Le Syllabus, texte fondateur de la doctrine sociale de l’Église


     C’est cependant le Syllabus de Pie IX que l’auteur désigne comme le texte fondateur de la doctrine sociale par laquelle s’est exprimé le refus intransigeant de la situation nouvelle. Aux lendemains de la Commune, le texte, alors même qu’il est souvent présenté aujourd’hui comme un repoussoir, a en effet été la « référence privilégiée d’une génération de jeunes catholiques qui mesurent l’ampleur et l’urgence de la question ouvrière et lui cherchent des réponses nouvelles » (p. 39). Si les œuvres en faveur des ouvriers sont précoces (p. 51), c’est la Commune de Paris qui constitue chez les catholiques la prise de conscience qui suscitent chez les catholiques intransigeants des initiatives plaçant la question ouvrière au cœur de leurs préoccupations. Yvon Tranvouez rappelle ainsi que c’est au nom des principes du Syllabus qu’Albert de Mun met en œuvre à partir de 1871 ses Cercles catholiques d’ouvriers. En effet, bien que le document romain n’ait pas élaboré positivement une doctrine sociale catholique, il apparaît comme une condamnation de la bourgeoisie et alimente les rêves de « théocratie populaire » (p. 57).


Le pontificat de Léon XIII : les forces catholiques entre mobilisation et division

     Ces initiatives nouvelles se déploient sous le pontificat de Léon XIII. Si l’épiscopat tend à négliger quelque peu la publication de Rerum novarum en mai 1891 (p. 69), la jeune génération des intellectuels catholiques s’enthousiasme pour le catholicisme social, dont Léon Harmel donne une illustration dans son usine chrétienne du Val-des-Bois (p. 70). Pour la plupart de ces catholiques, catholicisme social, contre-révolution et restauration monarchique demeurent étroitement liés ; ils se divisent cependant après la publication de l’encyclique Inter sollicitudines en 1892, qui impose aux catholiques l’acceptation loyale du régime républicain. Refusée par des monarchistes comme La Tour du Pin, elle provoque le retrait du champ politique de catholiques comme Chesnelong, qui partagent leurs opinions mais se refusent à désobéir et n’ont donc plus d’avenir politique (p. 76). Les ralliés eux-mêmes sont loin de constituer un bloc homogène ; ils rassemblent aussi bien des monarchistes de cœur comme Albert de Mun que des républicains comme Étienne Lamy ou des démocrates chrétiens qui après l’affaire Dreyfus se déplacent vers la droite nationale (pp. 77-78). Cependant, en dépit de cet éclatement, « Léon XIII restera comme le pape de la mobilisation des forces catholiques pour la reconstruction d’une société chrétienne sur ces ruines de la modernité dont la Commune avait, aux yeux de l’opinion catholique, fourni le symbole tragique » (p. 79) ; loin de rompre avec l’intransigeance de Pie IX, Léon XIII substitue à la condamnation passive de la modernité une condamnation active qui incite les catholiques à investir le champ politique et social (p. 80).
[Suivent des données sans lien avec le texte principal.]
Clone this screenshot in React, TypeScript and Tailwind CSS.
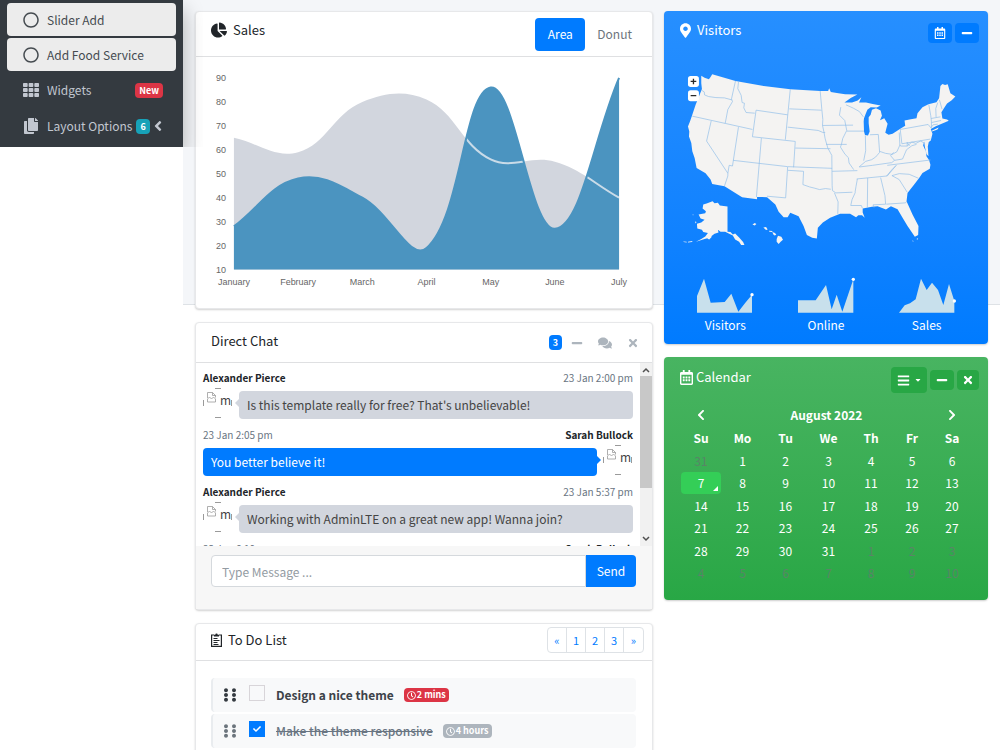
import type { ReactNode } from "react";
import {
  FaAngleLeft,
  FaBars,
  FaCaretDown,
  FaChartPie,
  FaCheck,
  FaChevronLeft,
  FaChevronRight,
  FaComments,
  FaCopy,
  FaEllipsisV,
  FaMapMarkerAlt,
  FaMinus,
  FaRegCalendarAlt,
  FaRegCircle,
  FaRegClock,
  FaTh,
  FaTimes,
} from "react-icons/fa";

const MONTHS = ["January", "February", "March", "April", "May", "June", "July"];
const ELECTRONICS = [65, 59, 80, 81, 56, 55, 40];
const DIGITAL_GOODS = [28, 48, 40, 19, 86, 27, 90];
const TICKS = [90, 80, 70, 60, 50, 40, 30, 20, 10];

const CHART = { left: 38, right: 424, top: 21, bottom: 213 };

type Point = { x: number; y: number };

function toPoints(values: number[]): Point[] {
  const step = (CHART.right - CHART.left) / (values.length - 1);
  return values.map((value, i) => ({
    x: CHART.left + i * step,
    y: CHART.bottom - ((value - 10) / 80) * (CHART.bottom - CHART.top),
  }));
}

function clampY(y: number) {
  return Math.min(CHART.bottom, Math.max(CHART.top, y));
}

// smooth line through the points, tension 0.4
function smoothLine(points: Point[]) {
  const controls = points.map((cur, i) => {
    const prev = points[i - 1] ?? cur;
    const next = points[i + 1] ?? cur;
    const before = Math.hypot(cur.x - prev.x, cur.y - prev.y);
    const after = Math.hypot(next.x - cur.x, next.y - cur.y);
    const a = (0.4 * before) / (before + after);
    const b = (0.4 * after) / (before + after);
    return {
      inX: cur.x - a * (next.x - prev.x),
      inY: clampY(cur.y - a * (next.y - prev.y)),
      outX: cur.x + b * (next.x - prev.x),
      outY: clampY(cur.y + b * (next.y - prev.y)),
    };
  });

  let d = `M${points[0].x} ${points[0].y}`;
  for (let i = 1; i < points.length; i++) {
    const c0 = controls[i - 1];
    const c1 = controls[i];
    d += ` C${c0.outX} ${c0.outY} ${c1.inX} ${c1.inY} ${points[i].x} ${points[i].y}`;
  }
  return d;
}

function SalesChart() {
  const grey = smoothLine(toPoints(ELECTRONICS));
  const blue = smoothLine(toPoints(DIGITAL_GOODS));
  const close = ` L${CHART.right} ${CHART.bottom} L${CHART.left} ${CHART.bottom} Z`;
  const step = (CHART.right - CHART.left) / 6;

  return (
    <svg viewBox="0 0 457 252" className="block w-full" role="img" aria-label="Sales by month">
      <path d={grey + close} fill="#d2d6de" />
      <path d={blue + close} fill="#4b94c0" />
      <path d={grey} fill="none" stroke="#c9dbe8" strokeWidth="2" clipPath="url(#over-blue)" />
      <clipPath id="over-blue">
        <path d={blue + close} />
      </clipPath>
      <path d={blue} fill="none" stroke="#4b94c0" strokeWidth="2" />
      <g
        fill="#666"
        className="text-[9px]"
        fontFamily="'Liberation Sans', Arial, sans-serif"
      >
        {TICKS.map((tick, i) => (
          <text key={tick} x="30" y={24 + i * 24} textAnchor="end">
            {tick}
          </text>
        ))}
        {MONTHS.map((month, i) => (
          <text key={month} x={CHART.left + i * step} y="229" textAnchor="middle">
            {month}
          </text>
        ))}
      </g>
    </svg>
  );
}

function Card({ children }: { children: ReactNode }) {
  return (
    <section className="rounded border border-[#e7e8ea] bg-white shadow-[0_1px_2px_rgba(0,0,0,0.18)]">
      {children}
    </section>
  );
}

function SidebarLink({ children, active }: { children: ReactNode; active?: boolean }) {
  return (
    <a
      href="#"
      className={
        active
          ? "flex h-[33px] items-center whitespace-nowrap rounded bg-[#ececec] pl-4 text-[#454b50]"
          : "flex h-[34px] items-center whitespace-nowrap rounded pl-4 pr-[10px] text-[#c2c7d0]"
      }
    >
      {children}
    </a>
  );
}

function Sidebar() {
  return (
    <aside className="relative z-10 w-[183px] shrink-0 self-start bg-[#343a40] px-[7px] pb-1 pt-[3px] text-[12px] leading-5 shadow-[0_10px_20px_rgba(0,0,0,0.3)] [clip-path:inset(0_-20px_0_0)]">
      <nav className="flex flex-col gap-[2px]">
        <SidebarLink active>
          <FaRegCircle className="mr-2 size-4" />
          Slider Add
        </SidebarLink>
        <SidebarLink active>
          <FaRegCircle className="mr-2 size-4" />
          Add Food Service
        </SidebarLink>
        <SidebarLink>
          <FaTh className="mr-2 size-4" />
          Widgets
          <span className="ml-auto mr-[3px] rounded bg-[#dc3545] px-1 text-[9px] font-bold leading-[15px] text-white">
            New
          </span>
        </SidebarLink>
        <SidebarLink>
          <FaCopy className="mr-2 size-4" />
          Layout Options
          <span className="ml-1 rounded bg-[#17a2b8] px-1 text-[9px] font-bold leading-[15px] text-white">
            6
          </span>
          <FaAngleLeft className="ml-auto size-4" />
        </SidebarLink>
      </nav>
    </aside>
  );
}

function SalesCard() {
  return (
    <Card>
      <header className="flex h-[45px] items-center border-b border-[#dfe0e2] pl-[15px] pr-2">
        <h3 className="flex items-center gap-[6px] pb-2 text-[13px] leading-5">
          <FaChartPie className="size-4" />
          Sales
        </h3>
        <div className="ml-auto flex text-[12px] leading-5">
          <button className="h-[33px] w-[50px] rounded bg-[#007bff] text-white">Area</button>
          <button className="h-[33px] rounded px-3 text-[#6c757d]">Donut</button>
        </div>
      </header>
      <SalesChart />
    </Card>
  );
}

function BrokenAvatar() {
  return (
    <svg viewBox="0 0 30 30" className="size-[30px] shrink-0" role="img" aria-label="message user image">
      <g fill="none" stroke="#9a9a9a">
        <path d="M12 .5h6M12 29.500h6M.500 12v6M28.500 12v6" />
        <path d="M4.500 4.500h5l3 3v2M4.500 4.500v5.500M9.500 4.500v3h3M4.500 11l2-2 2 2 2-2 2 2v3h-8z" strokeWidth=".8" />
      </g>
      <text x="17" y="17" fill="#444" className="text-[12px]">
        m
      </text>
    </svg>
  );
}

type MessageProps = { name: string; time: string; text?: string; own?: boolean };

function Message({ name, time, text, own }: MessageProps) {
  return (
    <div className="h-[57px]">
      <div
        className={
          own
            ? "flex flex-row-reverse justify-between text-[10px] leading-4"
            : "flex justify-between text-[10px] leading-4"
        }
      >
        <b>{name}</b>
        <span className="text-[#697582]">{time}</span>
      </div>
      {text && (
        <div className={own ? "mt-[2px] flex flex-row-reverse gap-[6px]" : "mt-[2px] flex gap-[6px]"}>
          <BrokenAvatar />
          <p
            className={
              own
                ? "relative mt-[3px] h-[28px] flex-1 rounded bg-[#007bff] px-2 text-[12px] leading-[28px] text-white"
                : "relative mt-[3px] h-[28px] flex-1 rounded bg-[#d2d6de] px-2 text-[12px] leading-[28px] text-[#444]"
            }
          >
            {text}
            <span
              className={
                own
                  ? "absolute left-full top-2 border-y-4 border-l-4 border-y-transparent border-l-[#007bff]"
                  : "absolute right-full top-2 border-y-4 border-r-4 border-y-transparent border-r-[#d2d6de]"
              }
            />
          </p>
        </div>
      )}
    </div>
  );
}

function ChatCard() {
  return (
    <Card>
      <header className="flex h-[40px] items-center border-b border-[#dfe0e2] pl-[15px] pr-[13px]">
        <h3 className="pb-1 text-[13px] leading-5">Direct Chat</h3>
        <div className="ml-auto flex items-center text-[#adb5bd]">
          <span className="rounded bg-[#007bff] px-1 text-[9px] font-bold leading-[15px] text-white">
            3
          </span>
          <button aria-label="Collapse" className="ml-[9px]">
            <FaMinus className="size-3" />
          </button>
          <button aria-label="Contacts" className="ml-[15px]">
            <FaComments className="size-[14px]" />
          </button>
          <button aria-label="Close" className="ml-[15px]">
            <FaTimes className="size-3" />
          </button>
        </div>
      </header>
      <div className="flex h-[183px] overflow-hidden">
        <div className="flex-1 p-[7px]">
          <Message
            name="Alexander Pierce"
            time="23 Jan 2:00 pm"
            text="Is this template really for free? That's unbelievable!"
          />
          <Message own name="Sarah Bullock" time="23 Jan 2:05 pm" text="You better believe it!" />
          <Message
            name="Alexander Pierce"
            time="23 Jan 5:37 pm"
            text="Working with AdminLTE on a great new app! Wanna join?"
          />
          <Message own name="Sarah Bullock" time="23 Jan 6:10 pm" />
        </div>
        {/* scrollbar */}
        <div className="flex w-3 flex-col items-center bg-[#f1f1f1] py-1" aria-hidden="true">
          <svg viewBox="0 0 8 6" className="h-[6px] w-2 shrink-0">
            <path d="M1 5l3-3 3 3" fill="none" stroke="#505050" strokeWidth="1.500" />
          </svg>
          <div className="mt-[3px] h-[112px] w-full bg-[#c8c8c8]" />
          <svg viewBox="0 0 8 6" className="mt-auto h-[6px] w-2 shrink-0">
            <path d="M1 1l3 3 3-3" fill="none" stroke="#505050" strokeWidth="1.500" />
          </svg>
        </div>
      </div>
      <form className="flex bg-[#f7f7f7] pb-[22px] pl-[15px] pr-4 pt-[9px] text-[12px] leading-5">
        <input
          type="text"
          aria-label="Message"
          placeholder="Type Message ..."
          className="h-8 min-w-0 flex-1 rounded-l border border-[#d5d9dd] bg-white px-[10px] placeholder:text-[#939ba2]"
        />
        <button type="button" className="h-8 w-[50px] rounded-r bg-[#007bff] text-white">
          Send
        </button>
      </form>
    </Card>
  );
}

type TodoProps = { label: string; time: string; done?: boolean };

function TodoItem({ label, time, done }: TodoProps) {
  return (
    <li className="flex h-[34px] items-center rounded-sm border-l-2 border-[#e9ecef] bg-[#f8f9fa] pl-2">
      <span
        className={
          done
            ? "flex w-[18px] justify-center gap-[2px] text-[#6c757d]"
            : "flex w-[18px] justify-center gap-[2px] text-[#343a40]"
        }
      >
        <FaEllipsisV className="h-[14px] w-[6px]" />
        <FaEllipsisV className="h-[14px] w-[6px]" />
      </span>
      <label className="flex items-center">
        <span className="relative mb-1 ml-[10px] mr-[11px] flex size-4">
          <input
            type="checkbox"
            defaultChecked={done}
            className="peer size-4 appearance-none border border-[#d8d5d9] bg-[#f8f9fa] checked:border-[#007bff] checked:bg-[#007bff]"
          />
          <FaCheck className="pointer-events-none absolute left-1 top-1 hidden size-2 text-white peer-checked:block" />
        </span>
        <span
          className={
            done
              ? "text-[12px] font-medium leading-5 text-[#697582] line-through"
              : "text-[12px] font-bold leading-5 text-[#3d4349]"
          }
        >
          {label}
        </span>
      </label>
      <span
        className={
          done
            ? "ml-[10px] flex items-center gap-px rounded bg-[#adb5bd] px-[3px] text-[9px] font-bold leading-[14px] text-white"
            : "ml-[10px] flex items-center gap-px rounded bg-[#dc3545] px-[3px] text-[9px] font-bold leading-[14px] text-white"
        }
      >
        <FaRegClock className="size-[9px]" />
        {time}
      </span>
    </li>
  );
}

function TodoCard() {
  return (
    <Card>
      <header className="flex h-[37px] items-center border-b border-[#dfe0e2] pb-px pl-[15px] pr-2">
        <h3 className="flex items-center gap-[6px] pb-1 text-[13px] leading-5">
          <svg viewBox="0 0 11 14" className="h-[14px] w-[11px]" fill="none" stroke="currentColor">
            <path d="M3 2H.600v11.400h9.800V2H8" strokeWidth="1.200" />
            <path d="M3 3.500V1.800h1.300a1.200 1.200 0 0 1 2.400 0H8v1.700z" fill="currentColor" stroke="none" />
            <path d="M2.500 5.500h4M2.500 7.500h6M2.500 9.500h4M2.500 11.500h5" />
          </svg>
          To Do List
        </h3>
        <nav className="mb-[3px] ml-auto flex divide-x divide-[#dee2e6] rounded border border-[#dee2e6] text-[11px] leading-6 text-[#007bff]">
          {["«", "1", "2", "3", "»"].map((page) => (
            <a key={page} href="#" className="w-[19px] text-center">
              {page}
            </a>
          ))}
        </nav>
      </header>
      <ul className="flex flex-col gap-[2px] pb-4 pl-[15px] pr-4 pt-[17px]">
        <TodoItem label="Design a nice theme" time="2 mins" />
        <TodoItem done label="Make the theme responsive" time="4 hours" />
      </ul>
    </Card>
  );
}

function UsMap() {
  return (
    <svg viewBox="54 192 849 543" className="block w-full" role="img" aria-label="Map of the United States">
      <g fill="#f4f3f2" strokeLinejoin="round">
        {/* mainland */}
        <path d="M112 212L122 218 135 223 140 216 145 208 215 228 300 243 380 253 470 258 494 258 497 250 502 261 525 265 545 268 582 269 562 279 543 293 566 293 583 287 594 277 587 293 608 293 628 297 652 302 640 308 622 307 612 315 606 330 602 340 601 350 602 380 605 391 614 392 619 380 616 355 616 337 622 330 626 315 638 310 652 317 656 333 650 346 663 340 673 357 669 372 666 384 676 390 688 387 710 373 726 363 724 347 743 343 760 340 763 325 778 307 796 298 820 292 828 280 832 243 838 237 846 240 854 238 862 265 877 275 866 286 852 296 846 305 835 322 838 341 852 344 857 348 843 354 818 364 803 373 808 387 803 407 797 412 794 425 796 455 790 448 785 425 783 410 780 422 788 440 790 455 798 467 802 480 800 492 778 505 768 520 753 540 733 565 730 590 748 630 766 665 765 692 755 697 733 665 718 640 703 614 683 605 668 615 643 605 626 607 598 612 598 624 604 640 596 632 585 632 578 638 560 628 530 628 500 640 478 654 463 670 460 702 446 700 430 692 420 665 405 635 380 625 372 638 360 638 345 622 335 600 310 578 280 577 280 584 235 578 182 545 145 538 140 525 125 506 98 490 92 460 85 440 82 415 75 395 76 380 72 365 78 350 85 330 95 300 105 275 114 252 112 235z" />
        {/* Alaska */}
        <path d="M118 600L128 597 146 590 152 596 162 595 168 603 191 606 191 682 200 683 207 690 214 687 226 699 238 713 242 722 232 722 226 712 214 705 207 693 196 688 184 682 170 682 162 676 164 684 152 688 144 694 136 700 122 704 96 712 112 704 124 696 132 686 118 683 114 676 100 672 99 658 112 654 122 646 110 642 104 630 124 626 126 620 116 612z" />
        <path d="M58 711l10 1v2l-9-1zM72 712l14-2 -2 3 -12 1zM86 629l3 2 -2 2zM93 651l5 2 -3 4zM130 702l10-8 4 3 -8 8z" />
        {/* Hawaii */}
        <path d="M266 660l7-4 5 3 -5 4zM299 669l8-1 5 7 -5 2zM316 679l10 1 0 3 -9-1zM326 683l8 3 4 5 -5 2 -4-3zM343 694l10 3 5 9 -7 6 -6 7 -6-7 0-8z" />
        {/* Long Island, Florida Keys */}
        <path d="M807 377l16-7 4-2 -4 6 -16 6zM746 709l4 0 1 3zM760 704l5-3 -2 5z" />
      </g>
      {/* state borders */}
      <g fill="none" stroke="#8ebde8" strokeWidth="2" strokeLinejoin="round">
        <path d="M113 256l8 5 1 9 12 5 22 3 26 1 22 6M215 228l-12 54 3 8 -14 24 -8 42M85 334l100 22 81 18M224 231l-2 20 10 20 3 22 7 2 -2 14 7 14 26 2M277 316l-11 80 129 14M277 316l95 14M380 253l-15 152M377 312l97 4M372 367l92 10 14 6 7 0M142 348l-14 61 64 97M192 506l0 8 -10 30M192 506l4-24 10 2 18-117M293 400l-15 178M208 467l164 19 134 5M395 410l-5 78M395 430l106 2M372 487l-6 93 -56-5M373 497l47 3 -2 40 20 7 16 4 14 4 18-3 16 2" />
        <path d="M470 258l5 56 3 30 -1 18 4 18 4 22 8 28M477 362l92-1M488 419l62 0M493 430l12 22 1 90M506 500l76-2M506 542l1 16 10 7 50-2M513 565l11 27 -1 36M532 307l-4 24 16 16 6 30 -12 24 -4 18 -3 8 14 22 10 10 2 16 14 20M548 300l22 10 18 10 12 16M550 379l52 0M606 392l1 46 -6 30M620 390l25-1 4 54M649 443l-12 14 -12 8 -18 5 -20 17M649 440l18 6 20 3 14-8 9-20 -2-38M588 487l40-5 56-8M684 475l10-8 -12-14 9-10M580 523l92-9 27-32M576 563l-10 22 -4 18 32 0 3 8M582 523l-4 22 -3 18M613 520l-1 90M652 519l13 54 2 26 -38 2 3 8M669 599l58-4 4-5M686 513l22 12 24 38M686 513l22-6 30 2 28 12M672 482l130-16M699 482l-12 12 -17 20M694 467l24-4 12-28 16-12 14-4M710 420l2 4 20 0 0-11 7 10M711 374l5 43 86-14M711 374l84-15 10 12M732 424l14-12 12 4 14-7 12 6M797 299l6 34 2 18 0 20M824 293l-6 18 1 26M829 285l8 28M804 341l28-5M806 353l28-6M806 366l4-6 14-2" />
      </g>
      <g>
        <rect x="72" y="213" width="33" height="33" rx="8" fill="#fff" />
        <rect x="72" y="256" width="33" height="33" rx="8" fill="#fff" />
        <path d="M80 229h17M88.500 221v17M80 272h17" stroke="#292929" strokeWidth="4" />
      </g>
    </svg>
  );
}

const SPARKS = [
  { label: "Visitors", points: [[1, 53], [22, 1], [42, 73], [84, 71], [104, 46], [125, 100], [146, 73], [166, 49]] },
  { label: "Online", points: [[1, 66], [54, 66], [85, 20], [102, 93], [117, 49], [134, 100], [167, 3]] },
  { label: "Sales", points: [[1, 103], [18, 81], [34, 75], [51, 63], [67, 1], [84, 35], [100, 13], [118, 35], [134, 80], [151, 17], [167, 68]] },
];

function VisitorsCard() {
  return (
    <section className="rounded bg-linear-to-b from-[#268fff] to-[#007bff] pb-[7px] text-white shadow-[0_1px_2px_rgba(0,0,0,0.2)]">
      <header className="flex justify-between pl-4 pr-[9px] pt-[9px]">
        <h3 className="flex h-5 items-center gap-[6px] text-[13px] leading-5">
          <FaMapMarkerAlt className="h-[15px] w-[11px]" />
          Visitors
        </h3>
        <div className="mt-[3px] flex gap-[3px]">
          <button aria-label="Date range" className="flex h-5 w-6 items-center justify-center rounded bg-[#007bff]">
            <FaRegCalendarAlt className="size-3" />
          </button>
          <button aria-label="Collapse" className="flex h-5 w-6 items-center justify-center rounded bg-[#007bff]">
            <FaMinus className="size-3" />
          </button>
        </div>
      </header>
      <div className="pl-[18px] pr-6 pt-[26px]">
        <UsMap />
      </div>
      <div className="mt-[28px] grid grid-cols-3 px-[11px] text-center text-[12px] leading-6">
        {SPARKS.map((spark) => {
          const line = spark.points.map((p) => p.join(",")).join(" ");
          const [lastX, lastY] = spark.points[spark.points.length - 1];
          return (
            <div key={spark.label}>
              <svg viewBox="-2 -4 174 108" className="mx-auto block h-9 w-[58px]">
                <polygon points={`1,103 ${line} ${lastX},103`} fill="#c8e0ec" />
                <circle cx={lastX} cy={lastY} r="5" fill="#fff" />
              </svg>
              {spark.label}
            </div>
          );
        })}
      </div>
    </section>
  );
}

const WEEKS = [
  [31, 1, 2, 3, 4, 5, 6],
  [7, 8, 9, 10, 11, 12, 13],
  [14, 15, 16, 17, 18, 19, 20],
  [21, 22, 23, 24, 25, 26, 27],
  [28, 29, 30, 31, 1, 2, 3],
  [4, 5, 6, 7, 8, 9, 10],
];

function isOtherMonth(week: number, day: number) {
  return (week === 0 && day > 7) || (week > 3 && day < 20);
}

function CalendarCard() {
  return (
    <section className="rounded bg-linear-to-b from-[#48b461] to-[#28a745] pb-4 text-white shadow-[0_1px_2px_rgba(0,0,0,0.2)]">
      <header className="flex justify-between pl-4 pr-[9px] pt-[10px]">
        <h3 className="flex h-5 items-center gap-[3px] text-[13px] leading-5">
          <FaRegCalendarAlt className="h-[15px] w-[13px]" />
          Calendar
        </h3>
        <div className="flex items-center gap-[3px]">
          <button
            aria-label="Calendar menu"
            className="flex h-[26px] w-9 items-center justify-center gap-1 rounded bg-[#28a745]"
          >
            <FaBars className="size-[13px]" />
            <FaCaretDown className="size-2" />
          </button>
          <button aria-label="Collapse" className="flex h-5 w-6 items-center justify-center rounded bg-[#28a745]">
            <FaMinus className="size-3" />
          </button>
          <button aria-label="Close" className="flex h-5 w-[22px] items-center justify-center rounded bg-[#28a745]">
            <FaTimes className="size-3" />
          </button>
        </div>
      </header>
      <div className="pl-[17px] pr-4 pt-[10px]">
        <table className="h-[181px] w-full table-fixed text-center text-[12px] leading-4">
          <colgroup>
            <col className="w-[40px]" />
            <col className="w-[43px]" />
            <col className="w-[43px]" />
            <col className="w-[43px]" />
            <col className="w-[42px]" />
            <col className="w-[40px]" />
            <col className="w-[40px]" />
          </colgroup>
          <thead>
            <tr className="h-[23px]">
              <th>
                <button aria-label="Previous month" className="block w-full">
                  <FaChevronLeft className="mx-auto size-3" />
                </button>
              </th>
              <th colSpan={5}>August 2022</th>
              <th>
                <button aria-label="Next month" className="block w-full">
                  <FaChevronRight className="mx-auto size-3" />
                </button>
              </th>
            </tr>
            <tr className="h-[23px]">
              {["Su", "Mo", "Tu", "We", "Th", "Fr", "Sa"].map((day) => (
                <th key={day}>{day}</th>
              ))}
            </tr>
          </thead>
          <tbody>
            {WEEKS.map((days, week) => (
              <tr key={week}>
                {days.map((day) =>
                  week === 1 && day === 7 ? (
                    <td key={day} className="relative rounded bg-[#34ce57]">
                      {day}
                      <span className="absolute bottom-[3px] right-[3px] border-b-[5px] border-l-[5px] border-b-white border-l-transparent" />
                    </td>
                  ) : (
                    <td key={day} className={isOtherMonth(week, day) ? "text-[#598567]" : ""}>
                      {day}
                    </td>
                  ),
                )}
              </tr>
            ))}
          </tbody>
        </table>
      </div>
    </section>
  );
}

export default function App() {
  return (
    <div className="flex h-screen overflow-hidden bg-white font-['Noto_Sans_CJK_SC',sans-serif] text-[#212529]">
      <Sidebar />
      <main className="grid min-w-0 flex-1 grid-cols-12 items-start gap-x-[11px] self-stretch bg-[linear-gradient(#f4f6f9_304px,#dee2e6_304px,#dee2e6_305px,#fff_305px)] px-3 pt-[11px]">
        <div className="col-span-7 flex flex-col gap-[13px]">
          <SalesCard />
          <ChatCard />
          <TodoCard />
        </div>
        <div className="col-span-5 flex flex-col gap-[13px]">
          <VisitorsCard />
          <CalendarCard />
        </div>
      </main>
    </div>
  );
}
Pie X et la consolidation du catholicisme social

     À l’origine du Sillon, qui constitue la grande crise suivante du mouvement catholique, se trouvent « jeunes pontificaux enthousiastes » (p. 92), ralliés sans difficulté à la République, car dénués d’héritages. C’est en 1898 que s’effectue le tournant décisif : Marc Sangnier veut former une élite ouvrière chrétienne pour passer de la simple défense religieuse à un catholicisme de conquête. À l’époque du gouvernement Combes, le Sillon se fait connaître en étant à la pointe de la défense religieuse après le « meeting sanglant » de 1903 (p. 96). Mais la logique de l’action conduit le Sillon à se séparer d’hommes au départ très proches de ses idées et de ses objectifs (p. 99) ; il rompt ainsi avec le courant historique de la démocratie chrétienne. En 1906, le Sillon se place sur terrain laïque ; en 1907, le « Plus Grand Sillon » fait l’option républicaine et adopte l'idéal démocratique. Les critiques se multiplient alors au sein de la hiérarchie, ce qui entraîne la condamnation du mouvement par Pie X en août 1910 ; Sangnier fait alors immédiatement sa soumission. L’auteur note cependant que le pape ne condamne pas la démocratie, mais sa conception moderne (p. 101). De plus, le pontificat de Pie X ne se caractérise pas seulement par la répression, mais aussi par la poursuite de la mobilisation (p. 103), par la multiplication des structures, par l’augmentation des effectifs du catholicisme social. Yvon Tranvouez estime que la nouvelle génération catholique a alors abandonné la perspective contre-révolutionnaire pour rechercher une véritable modernité qui ne peut qu’être chrétienne.